ENTRIES SUPPLIED:
####################
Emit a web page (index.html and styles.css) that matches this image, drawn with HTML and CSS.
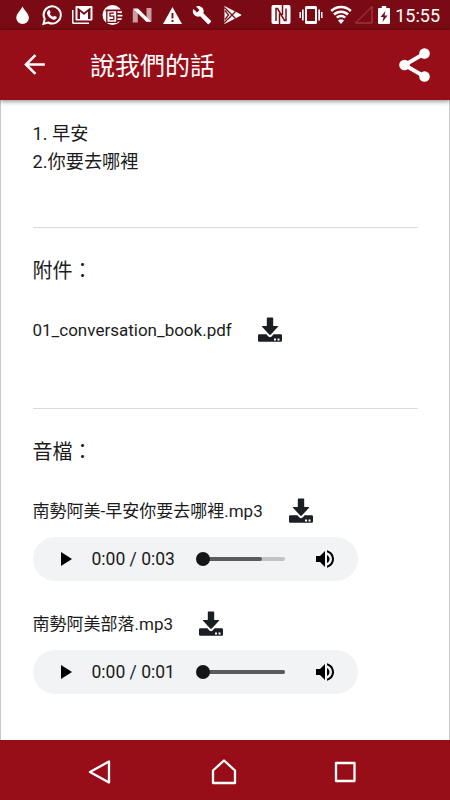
####################
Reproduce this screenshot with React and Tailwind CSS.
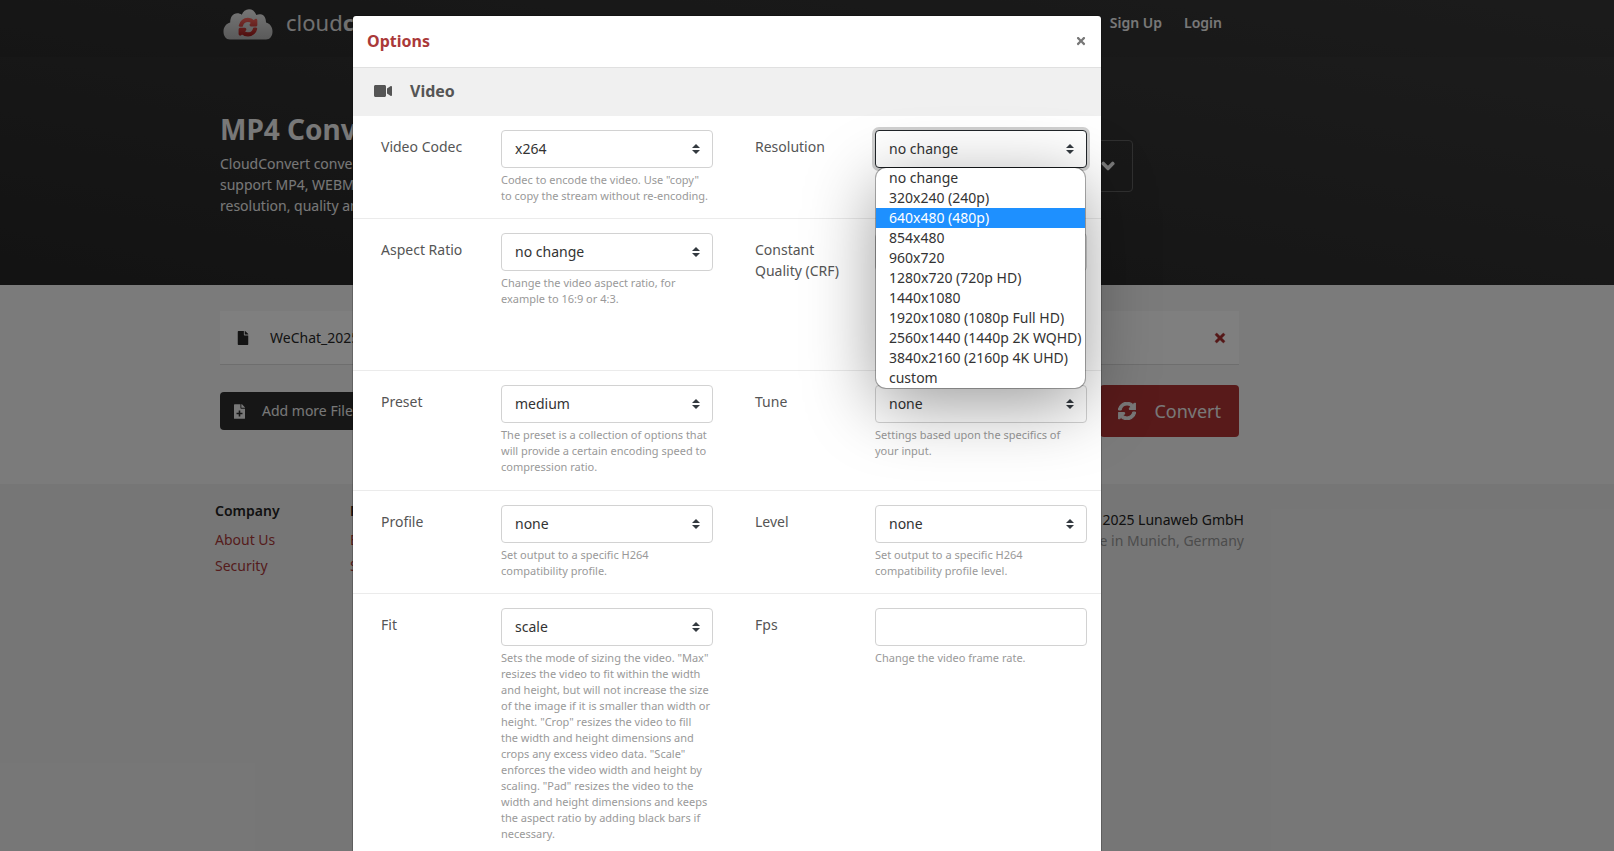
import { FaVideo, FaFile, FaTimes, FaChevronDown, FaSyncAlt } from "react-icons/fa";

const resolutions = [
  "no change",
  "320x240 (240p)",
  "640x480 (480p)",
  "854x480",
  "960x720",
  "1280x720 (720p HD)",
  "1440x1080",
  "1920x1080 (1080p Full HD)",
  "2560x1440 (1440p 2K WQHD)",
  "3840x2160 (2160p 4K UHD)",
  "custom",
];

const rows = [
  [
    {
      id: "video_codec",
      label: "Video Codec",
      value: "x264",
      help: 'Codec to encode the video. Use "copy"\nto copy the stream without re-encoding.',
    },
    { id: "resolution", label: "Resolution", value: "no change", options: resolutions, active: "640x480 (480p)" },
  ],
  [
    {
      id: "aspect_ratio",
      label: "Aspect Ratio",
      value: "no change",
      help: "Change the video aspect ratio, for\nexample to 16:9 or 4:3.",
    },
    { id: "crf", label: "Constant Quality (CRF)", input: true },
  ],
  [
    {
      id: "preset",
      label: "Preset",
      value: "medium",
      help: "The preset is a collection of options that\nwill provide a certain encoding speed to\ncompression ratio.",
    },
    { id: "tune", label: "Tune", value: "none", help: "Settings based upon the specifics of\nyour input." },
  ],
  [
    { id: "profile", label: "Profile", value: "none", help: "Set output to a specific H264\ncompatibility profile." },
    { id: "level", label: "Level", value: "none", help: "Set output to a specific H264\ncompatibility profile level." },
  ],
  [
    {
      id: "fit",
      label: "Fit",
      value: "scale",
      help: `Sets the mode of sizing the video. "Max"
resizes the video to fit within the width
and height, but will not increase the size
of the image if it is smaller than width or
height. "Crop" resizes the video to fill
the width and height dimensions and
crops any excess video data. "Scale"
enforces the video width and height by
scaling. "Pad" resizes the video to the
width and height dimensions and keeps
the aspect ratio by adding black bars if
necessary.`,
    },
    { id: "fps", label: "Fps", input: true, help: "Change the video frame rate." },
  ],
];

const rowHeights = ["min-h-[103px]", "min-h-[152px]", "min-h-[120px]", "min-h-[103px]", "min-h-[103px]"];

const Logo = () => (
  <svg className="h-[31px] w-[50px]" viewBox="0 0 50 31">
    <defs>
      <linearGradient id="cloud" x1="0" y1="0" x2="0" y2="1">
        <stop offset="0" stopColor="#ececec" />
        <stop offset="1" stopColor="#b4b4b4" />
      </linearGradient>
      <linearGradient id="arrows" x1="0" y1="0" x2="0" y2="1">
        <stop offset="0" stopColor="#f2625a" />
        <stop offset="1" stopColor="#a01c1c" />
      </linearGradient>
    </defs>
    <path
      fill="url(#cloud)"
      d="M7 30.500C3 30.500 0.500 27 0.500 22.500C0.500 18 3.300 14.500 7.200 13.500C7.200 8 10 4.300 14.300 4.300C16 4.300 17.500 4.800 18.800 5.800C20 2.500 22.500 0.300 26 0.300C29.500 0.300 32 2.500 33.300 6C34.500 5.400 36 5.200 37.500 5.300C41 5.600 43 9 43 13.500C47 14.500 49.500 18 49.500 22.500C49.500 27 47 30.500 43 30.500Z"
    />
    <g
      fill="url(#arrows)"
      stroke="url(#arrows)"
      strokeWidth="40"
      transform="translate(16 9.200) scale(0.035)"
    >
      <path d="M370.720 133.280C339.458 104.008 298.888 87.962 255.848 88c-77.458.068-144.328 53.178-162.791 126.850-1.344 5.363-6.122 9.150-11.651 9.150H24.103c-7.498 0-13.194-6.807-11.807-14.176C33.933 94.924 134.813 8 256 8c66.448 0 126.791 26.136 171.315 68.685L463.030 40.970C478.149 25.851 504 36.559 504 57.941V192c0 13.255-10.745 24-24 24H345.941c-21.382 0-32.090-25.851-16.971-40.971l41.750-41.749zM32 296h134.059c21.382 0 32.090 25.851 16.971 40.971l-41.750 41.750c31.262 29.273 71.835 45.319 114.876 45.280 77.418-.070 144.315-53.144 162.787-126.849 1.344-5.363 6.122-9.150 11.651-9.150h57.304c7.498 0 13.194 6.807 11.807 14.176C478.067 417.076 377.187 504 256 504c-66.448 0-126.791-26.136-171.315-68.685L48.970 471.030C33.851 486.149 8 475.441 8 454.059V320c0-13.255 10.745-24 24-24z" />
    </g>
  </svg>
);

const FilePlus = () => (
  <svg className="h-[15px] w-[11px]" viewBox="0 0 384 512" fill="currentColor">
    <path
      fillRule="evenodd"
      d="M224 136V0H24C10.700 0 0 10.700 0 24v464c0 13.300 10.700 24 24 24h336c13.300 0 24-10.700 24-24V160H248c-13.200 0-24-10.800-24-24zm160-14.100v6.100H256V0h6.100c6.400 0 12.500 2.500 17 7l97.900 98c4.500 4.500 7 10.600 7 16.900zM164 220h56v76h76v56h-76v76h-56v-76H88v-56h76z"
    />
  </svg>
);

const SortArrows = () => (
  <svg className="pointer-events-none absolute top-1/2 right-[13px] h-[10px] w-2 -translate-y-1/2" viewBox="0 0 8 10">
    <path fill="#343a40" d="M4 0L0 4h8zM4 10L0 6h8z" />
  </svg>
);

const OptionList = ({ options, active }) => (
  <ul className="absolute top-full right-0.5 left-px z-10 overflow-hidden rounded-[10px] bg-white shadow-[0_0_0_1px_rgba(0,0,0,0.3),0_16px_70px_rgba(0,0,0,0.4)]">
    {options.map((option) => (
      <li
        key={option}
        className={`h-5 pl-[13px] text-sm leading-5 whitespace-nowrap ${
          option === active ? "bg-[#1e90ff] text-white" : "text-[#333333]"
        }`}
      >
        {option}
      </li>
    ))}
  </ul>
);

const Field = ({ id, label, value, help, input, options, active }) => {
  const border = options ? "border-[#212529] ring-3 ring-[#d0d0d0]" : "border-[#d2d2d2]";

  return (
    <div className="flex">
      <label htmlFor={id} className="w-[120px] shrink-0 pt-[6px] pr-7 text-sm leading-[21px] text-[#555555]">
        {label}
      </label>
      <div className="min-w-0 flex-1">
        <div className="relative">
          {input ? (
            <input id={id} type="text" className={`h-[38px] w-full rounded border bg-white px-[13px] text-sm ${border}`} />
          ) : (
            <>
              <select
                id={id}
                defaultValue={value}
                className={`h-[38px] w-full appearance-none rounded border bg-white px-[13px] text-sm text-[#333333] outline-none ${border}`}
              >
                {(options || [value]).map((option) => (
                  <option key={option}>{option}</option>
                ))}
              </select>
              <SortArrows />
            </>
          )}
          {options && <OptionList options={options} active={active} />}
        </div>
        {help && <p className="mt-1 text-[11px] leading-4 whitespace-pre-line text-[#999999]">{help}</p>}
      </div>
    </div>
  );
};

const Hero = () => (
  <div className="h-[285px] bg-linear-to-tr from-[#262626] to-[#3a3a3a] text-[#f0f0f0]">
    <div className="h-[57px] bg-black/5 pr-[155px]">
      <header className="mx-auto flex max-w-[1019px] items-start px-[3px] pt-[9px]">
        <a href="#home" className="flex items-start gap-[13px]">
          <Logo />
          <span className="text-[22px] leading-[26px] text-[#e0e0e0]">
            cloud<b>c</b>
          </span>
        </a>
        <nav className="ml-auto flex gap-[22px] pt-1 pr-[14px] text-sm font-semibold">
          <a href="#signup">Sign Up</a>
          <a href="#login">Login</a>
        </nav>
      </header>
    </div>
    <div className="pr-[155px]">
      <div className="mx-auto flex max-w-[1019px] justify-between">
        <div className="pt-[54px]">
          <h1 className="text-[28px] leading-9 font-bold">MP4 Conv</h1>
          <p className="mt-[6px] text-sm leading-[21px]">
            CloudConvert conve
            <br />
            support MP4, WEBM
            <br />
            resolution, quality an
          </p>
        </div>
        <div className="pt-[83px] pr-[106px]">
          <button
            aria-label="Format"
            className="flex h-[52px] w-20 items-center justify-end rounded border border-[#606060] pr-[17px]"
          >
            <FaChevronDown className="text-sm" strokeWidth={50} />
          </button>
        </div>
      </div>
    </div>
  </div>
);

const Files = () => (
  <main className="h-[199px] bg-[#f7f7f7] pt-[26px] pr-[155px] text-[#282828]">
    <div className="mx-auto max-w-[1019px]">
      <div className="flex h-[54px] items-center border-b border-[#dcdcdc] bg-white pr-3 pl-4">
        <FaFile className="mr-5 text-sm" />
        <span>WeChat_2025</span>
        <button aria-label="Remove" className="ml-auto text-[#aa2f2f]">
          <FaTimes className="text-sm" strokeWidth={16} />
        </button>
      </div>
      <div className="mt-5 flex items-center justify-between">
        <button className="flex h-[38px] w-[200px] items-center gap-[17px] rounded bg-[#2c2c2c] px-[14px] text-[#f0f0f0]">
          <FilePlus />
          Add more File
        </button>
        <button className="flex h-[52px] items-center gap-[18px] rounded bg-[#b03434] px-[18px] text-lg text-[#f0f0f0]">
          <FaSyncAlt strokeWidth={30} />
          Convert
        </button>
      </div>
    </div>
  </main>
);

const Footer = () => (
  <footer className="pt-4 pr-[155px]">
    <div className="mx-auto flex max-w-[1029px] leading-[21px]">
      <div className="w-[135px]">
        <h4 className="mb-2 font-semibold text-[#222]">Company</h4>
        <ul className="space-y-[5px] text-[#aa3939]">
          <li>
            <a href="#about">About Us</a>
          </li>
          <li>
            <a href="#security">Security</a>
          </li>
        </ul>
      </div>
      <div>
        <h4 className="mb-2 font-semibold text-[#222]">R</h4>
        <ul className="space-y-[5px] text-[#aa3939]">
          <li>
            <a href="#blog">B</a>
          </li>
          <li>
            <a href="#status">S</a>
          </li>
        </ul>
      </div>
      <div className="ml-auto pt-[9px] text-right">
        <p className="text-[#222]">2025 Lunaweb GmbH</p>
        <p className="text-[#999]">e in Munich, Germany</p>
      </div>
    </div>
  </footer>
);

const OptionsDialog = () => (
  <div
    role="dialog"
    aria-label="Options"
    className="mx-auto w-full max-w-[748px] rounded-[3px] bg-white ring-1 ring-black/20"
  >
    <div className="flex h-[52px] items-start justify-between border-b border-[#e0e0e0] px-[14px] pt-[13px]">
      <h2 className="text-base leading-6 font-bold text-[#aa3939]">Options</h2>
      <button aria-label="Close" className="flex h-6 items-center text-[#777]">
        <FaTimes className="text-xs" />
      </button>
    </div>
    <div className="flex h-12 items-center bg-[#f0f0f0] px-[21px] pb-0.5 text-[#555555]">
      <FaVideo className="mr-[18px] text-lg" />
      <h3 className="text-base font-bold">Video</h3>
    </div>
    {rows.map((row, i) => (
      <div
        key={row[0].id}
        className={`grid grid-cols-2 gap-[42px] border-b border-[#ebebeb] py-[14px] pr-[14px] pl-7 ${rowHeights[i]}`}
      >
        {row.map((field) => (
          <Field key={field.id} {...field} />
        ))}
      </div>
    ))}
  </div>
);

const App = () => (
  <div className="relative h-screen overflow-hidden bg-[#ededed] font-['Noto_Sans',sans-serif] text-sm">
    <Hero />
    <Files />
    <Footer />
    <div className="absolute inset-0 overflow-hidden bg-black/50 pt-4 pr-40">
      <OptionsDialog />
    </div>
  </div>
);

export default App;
####################
WHAT IS EXPECTED:
From the data, pick out every line that includes "image".

FINISHED ANSWER:
Emit a web page (index.html and styles.css) that matches this image, drawn with HTML and CSS.
of the image if it is smaller than width or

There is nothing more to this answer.